_THE REQUEST_
Everything from the first line of the data through the line with "fontFamily: 'Inter, sans-serif'" is to be echoed exactly, minus the pictures.

====== DATASET SECTION

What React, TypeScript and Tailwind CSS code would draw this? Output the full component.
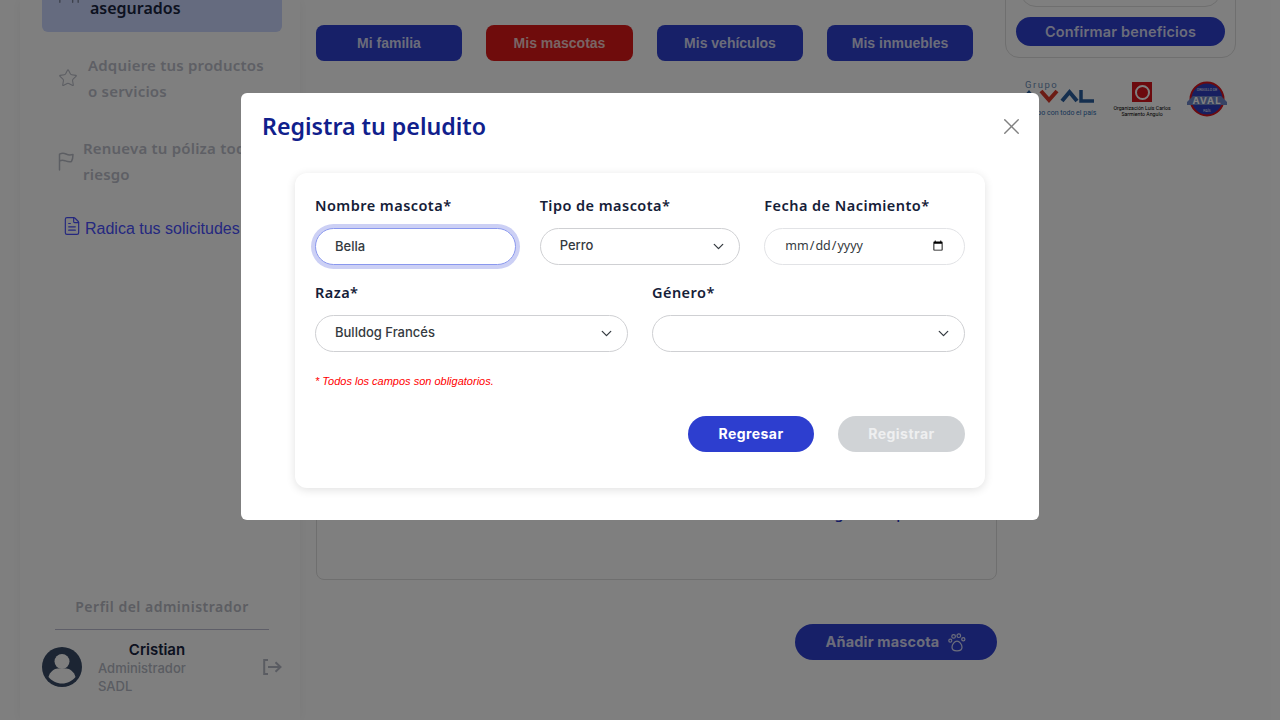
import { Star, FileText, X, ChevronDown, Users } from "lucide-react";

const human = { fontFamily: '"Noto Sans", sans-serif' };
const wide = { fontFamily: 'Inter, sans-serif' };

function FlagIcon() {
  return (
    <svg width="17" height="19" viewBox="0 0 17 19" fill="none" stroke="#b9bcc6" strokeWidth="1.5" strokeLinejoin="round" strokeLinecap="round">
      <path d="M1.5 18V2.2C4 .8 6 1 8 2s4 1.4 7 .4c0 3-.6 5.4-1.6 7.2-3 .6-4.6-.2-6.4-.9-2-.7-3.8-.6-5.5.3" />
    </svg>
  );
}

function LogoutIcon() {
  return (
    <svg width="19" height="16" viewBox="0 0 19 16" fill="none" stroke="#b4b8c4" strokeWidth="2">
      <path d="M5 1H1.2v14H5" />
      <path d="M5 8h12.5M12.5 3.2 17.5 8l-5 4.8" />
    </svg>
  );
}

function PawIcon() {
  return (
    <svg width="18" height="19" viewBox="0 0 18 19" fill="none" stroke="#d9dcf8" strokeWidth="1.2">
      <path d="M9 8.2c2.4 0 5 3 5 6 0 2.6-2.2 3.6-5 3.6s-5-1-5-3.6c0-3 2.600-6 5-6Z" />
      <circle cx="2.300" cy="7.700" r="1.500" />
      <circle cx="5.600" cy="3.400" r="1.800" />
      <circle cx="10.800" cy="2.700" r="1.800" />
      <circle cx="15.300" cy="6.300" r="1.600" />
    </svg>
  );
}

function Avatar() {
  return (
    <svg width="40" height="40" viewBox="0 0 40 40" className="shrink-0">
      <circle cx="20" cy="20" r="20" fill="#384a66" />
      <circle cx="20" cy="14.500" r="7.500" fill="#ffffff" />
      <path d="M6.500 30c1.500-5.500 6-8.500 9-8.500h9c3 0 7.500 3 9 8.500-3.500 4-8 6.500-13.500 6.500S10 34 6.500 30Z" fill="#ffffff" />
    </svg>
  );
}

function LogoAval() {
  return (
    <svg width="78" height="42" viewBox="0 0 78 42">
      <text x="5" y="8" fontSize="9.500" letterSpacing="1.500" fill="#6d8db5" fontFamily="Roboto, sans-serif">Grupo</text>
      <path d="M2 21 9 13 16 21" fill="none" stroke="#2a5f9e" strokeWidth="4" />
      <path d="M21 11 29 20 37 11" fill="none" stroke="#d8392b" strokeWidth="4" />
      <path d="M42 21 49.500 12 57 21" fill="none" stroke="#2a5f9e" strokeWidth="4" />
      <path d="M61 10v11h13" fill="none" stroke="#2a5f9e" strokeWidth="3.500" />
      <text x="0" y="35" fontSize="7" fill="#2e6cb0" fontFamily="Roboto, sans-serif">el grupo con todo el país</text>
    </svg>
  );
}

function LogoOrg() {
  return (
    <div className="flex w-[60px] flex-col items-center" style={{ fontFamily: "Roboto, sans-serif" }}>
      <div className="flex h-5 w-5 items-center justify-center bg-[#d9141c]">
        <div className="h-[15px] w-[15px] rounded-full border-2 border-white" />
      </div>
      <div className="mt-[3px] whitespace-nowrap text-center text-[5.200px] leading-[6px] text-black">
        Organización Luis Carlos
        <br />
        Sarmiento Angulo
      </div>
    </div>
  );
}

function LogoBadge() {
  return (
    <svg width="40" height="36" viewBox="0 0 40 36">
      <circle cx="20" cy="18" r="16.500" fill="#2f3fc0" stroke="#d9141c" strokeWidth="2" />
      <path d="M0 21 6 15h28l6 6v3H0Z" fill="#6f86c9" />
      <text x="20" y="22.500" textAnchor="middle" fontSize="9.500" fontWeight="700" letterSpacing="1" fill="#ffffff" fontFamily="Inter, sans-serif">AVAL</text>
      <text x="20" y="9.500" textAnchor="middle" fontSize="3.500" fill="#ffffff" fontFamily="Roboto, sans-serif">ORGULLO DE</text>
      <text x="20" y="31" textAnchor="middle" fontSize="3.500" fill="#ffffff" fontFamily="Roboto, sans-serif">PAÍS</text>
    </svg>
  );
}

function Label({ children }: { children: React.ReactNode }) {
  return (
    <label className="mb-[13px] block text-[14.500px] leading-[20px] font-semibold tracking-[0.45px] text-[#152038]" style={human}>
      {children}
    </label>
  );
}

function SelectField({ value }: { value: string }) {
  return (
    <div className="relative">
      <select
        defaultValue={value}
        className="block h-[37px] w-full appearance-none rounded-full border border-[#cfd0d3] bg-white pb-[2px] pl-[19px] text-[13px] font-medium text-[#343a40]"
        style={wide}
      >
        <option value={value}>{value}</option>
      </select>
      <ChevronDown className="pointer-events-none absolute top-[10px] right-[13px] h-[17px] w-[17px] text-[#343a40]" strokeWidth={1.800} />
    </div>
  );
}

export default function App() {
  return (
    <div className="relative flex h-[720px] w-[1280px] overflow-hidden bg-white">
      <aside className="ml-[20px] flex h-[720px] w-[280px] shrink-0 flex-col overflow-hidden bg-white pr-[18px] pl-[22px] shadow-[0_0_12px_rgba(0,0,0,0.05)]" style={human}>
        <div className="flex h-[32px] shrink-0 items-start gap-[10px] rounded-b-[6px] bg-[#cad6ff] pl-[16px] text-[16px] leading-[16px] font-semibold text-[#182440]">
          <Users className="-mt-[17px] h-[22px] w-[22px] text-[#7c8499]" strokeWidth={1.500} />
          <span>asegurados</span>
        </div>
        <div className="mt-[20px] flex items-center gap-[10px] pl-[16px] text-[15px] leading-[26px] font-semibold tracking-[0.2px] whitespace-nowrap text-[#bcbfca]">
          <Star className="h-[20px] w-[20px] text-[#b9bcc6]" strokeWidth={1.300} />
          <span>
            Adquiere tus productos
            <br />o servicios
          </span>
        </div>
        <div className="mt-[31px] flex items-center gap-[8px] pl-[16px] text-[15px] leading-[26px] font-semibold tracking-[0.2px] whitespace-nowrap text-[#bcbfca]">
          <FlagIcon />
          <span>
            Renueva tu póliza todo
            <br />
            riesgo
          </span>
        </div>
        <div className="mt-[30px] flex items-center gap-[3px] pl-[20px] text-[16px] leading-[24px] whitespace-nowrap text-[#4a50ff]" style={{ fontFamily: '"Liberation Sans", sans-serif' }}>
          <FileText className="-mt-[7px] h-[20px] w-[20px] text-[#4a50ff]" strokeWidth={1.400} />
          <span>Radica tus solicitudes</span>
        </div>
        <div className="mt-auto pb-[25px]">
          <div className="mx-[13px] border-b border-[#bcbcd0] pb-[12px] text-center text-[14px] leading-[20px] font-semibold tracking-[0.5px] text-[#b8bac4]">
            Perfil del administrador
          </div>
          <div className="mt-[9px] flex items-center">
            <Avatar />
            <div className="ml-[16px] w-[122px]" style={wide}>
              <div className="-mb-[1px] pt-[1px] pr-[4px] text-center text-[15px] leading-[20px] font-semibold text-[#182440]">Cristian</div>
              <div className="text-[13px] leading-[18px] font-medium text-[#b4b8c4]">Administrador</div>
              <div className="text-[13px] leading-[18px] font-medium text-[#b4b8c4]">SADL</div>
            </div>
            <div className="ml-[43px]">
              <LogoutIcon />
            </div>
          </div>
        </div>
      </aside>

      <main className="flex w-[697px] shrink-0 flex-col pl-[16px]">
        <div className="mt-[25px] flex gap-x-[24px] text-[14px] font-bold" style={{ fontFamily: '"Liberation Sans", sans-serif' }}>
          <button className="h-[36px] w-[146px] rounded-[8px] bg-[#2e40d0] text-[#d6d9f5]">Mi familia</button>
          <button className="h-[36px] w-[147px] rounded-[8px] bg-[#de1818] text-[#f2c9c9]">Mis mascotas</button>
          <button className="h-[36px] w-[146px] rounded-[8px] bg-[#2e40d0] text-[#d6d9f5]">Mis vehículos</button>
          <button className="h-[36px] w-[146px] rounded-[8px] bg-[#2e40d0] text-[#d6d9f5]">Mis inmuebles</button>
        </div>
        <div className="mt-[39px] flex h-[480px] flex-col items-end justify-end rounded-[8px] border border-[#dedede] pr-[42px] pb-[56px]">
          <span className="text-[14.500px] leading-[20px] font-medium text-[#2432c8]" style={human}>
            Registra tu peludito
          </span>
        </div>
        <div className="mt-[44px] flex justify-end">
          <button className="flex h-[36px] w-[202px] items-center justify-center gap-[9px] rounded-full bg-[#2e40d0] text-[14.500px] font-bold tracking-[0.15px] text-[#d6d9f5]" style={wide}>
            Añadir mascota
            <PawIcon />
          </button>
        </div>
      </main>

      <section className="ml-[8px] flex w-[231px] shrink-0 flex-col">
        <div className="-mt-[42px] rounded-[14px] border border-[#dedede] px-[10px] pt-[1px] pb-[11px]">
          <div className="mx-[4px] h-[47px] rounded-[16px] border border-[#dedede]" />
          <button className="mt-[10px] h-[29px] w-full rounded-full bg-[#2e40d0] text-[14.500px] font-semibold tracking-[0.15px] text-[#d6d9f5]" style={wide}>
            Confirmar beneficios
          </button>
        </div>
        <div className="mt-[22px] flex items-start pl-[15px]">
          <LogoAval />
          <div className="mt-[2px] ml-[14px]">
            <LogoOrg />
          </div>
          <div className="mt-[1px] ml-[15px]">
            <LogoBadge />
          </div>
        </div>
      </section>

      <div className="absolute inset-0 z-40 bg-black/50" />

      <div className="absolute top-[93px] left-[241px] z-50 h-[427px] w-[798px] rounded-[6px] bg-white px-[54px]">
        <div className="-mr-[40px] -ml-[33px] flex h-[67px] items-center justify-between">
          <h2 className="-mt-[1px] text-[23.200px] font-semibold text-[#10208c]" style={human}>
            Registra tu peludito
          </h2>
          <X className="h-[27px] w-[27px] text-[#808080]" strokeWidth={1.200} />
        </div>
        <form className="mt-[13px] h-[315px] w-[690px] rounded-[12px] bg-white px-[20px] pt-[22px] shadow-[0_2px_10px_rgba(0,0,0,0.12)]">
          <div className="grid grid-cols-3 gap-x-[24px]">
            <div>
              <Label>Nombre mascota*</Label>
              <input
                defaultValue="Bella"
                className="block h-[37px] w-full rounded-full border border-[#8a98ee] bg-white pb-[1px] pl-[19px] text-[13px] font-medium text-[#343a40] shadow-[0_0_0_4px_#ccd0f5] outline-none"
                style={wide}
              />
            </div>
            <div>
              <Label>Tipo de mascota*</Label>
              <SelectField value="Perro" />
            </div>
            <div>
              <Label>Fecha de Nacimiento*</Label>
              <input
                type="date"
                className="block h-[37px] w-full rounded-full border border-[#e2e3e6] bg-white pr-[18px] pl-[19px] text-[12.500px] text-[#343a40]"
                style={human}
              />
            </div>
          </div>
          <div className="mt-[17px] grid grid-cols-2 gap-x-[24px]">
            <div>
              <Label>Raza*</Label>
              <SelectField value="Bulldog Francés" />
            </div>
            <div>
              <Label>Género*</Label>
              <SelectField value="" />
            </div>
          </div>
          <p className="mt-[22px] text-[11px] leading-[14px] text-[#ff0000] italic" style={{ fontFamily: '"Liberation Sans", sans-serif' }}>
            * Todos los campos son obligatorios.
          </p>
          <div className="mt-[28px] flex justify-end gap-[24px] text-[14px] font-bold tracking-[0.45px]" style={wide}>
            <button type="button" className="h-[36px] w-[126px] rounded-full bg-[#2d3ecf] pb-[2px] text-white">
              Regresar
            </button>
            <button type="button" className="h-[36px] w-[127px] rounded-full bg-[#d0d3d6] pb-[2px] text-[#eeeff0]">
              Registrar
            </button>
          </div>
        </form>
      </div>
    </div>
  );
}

============

_CORRECT RESULT_
What React, TypeScript and Tailwind CSS code would draw this? Output the full component.
import { Star, FileText, X, ChevronDown, Users } from "lucide-react";

const human = { fontFamily: '"Noto Sans", sans-serif' };
const wide = { fontFamily: 'Inter, sans-serif' };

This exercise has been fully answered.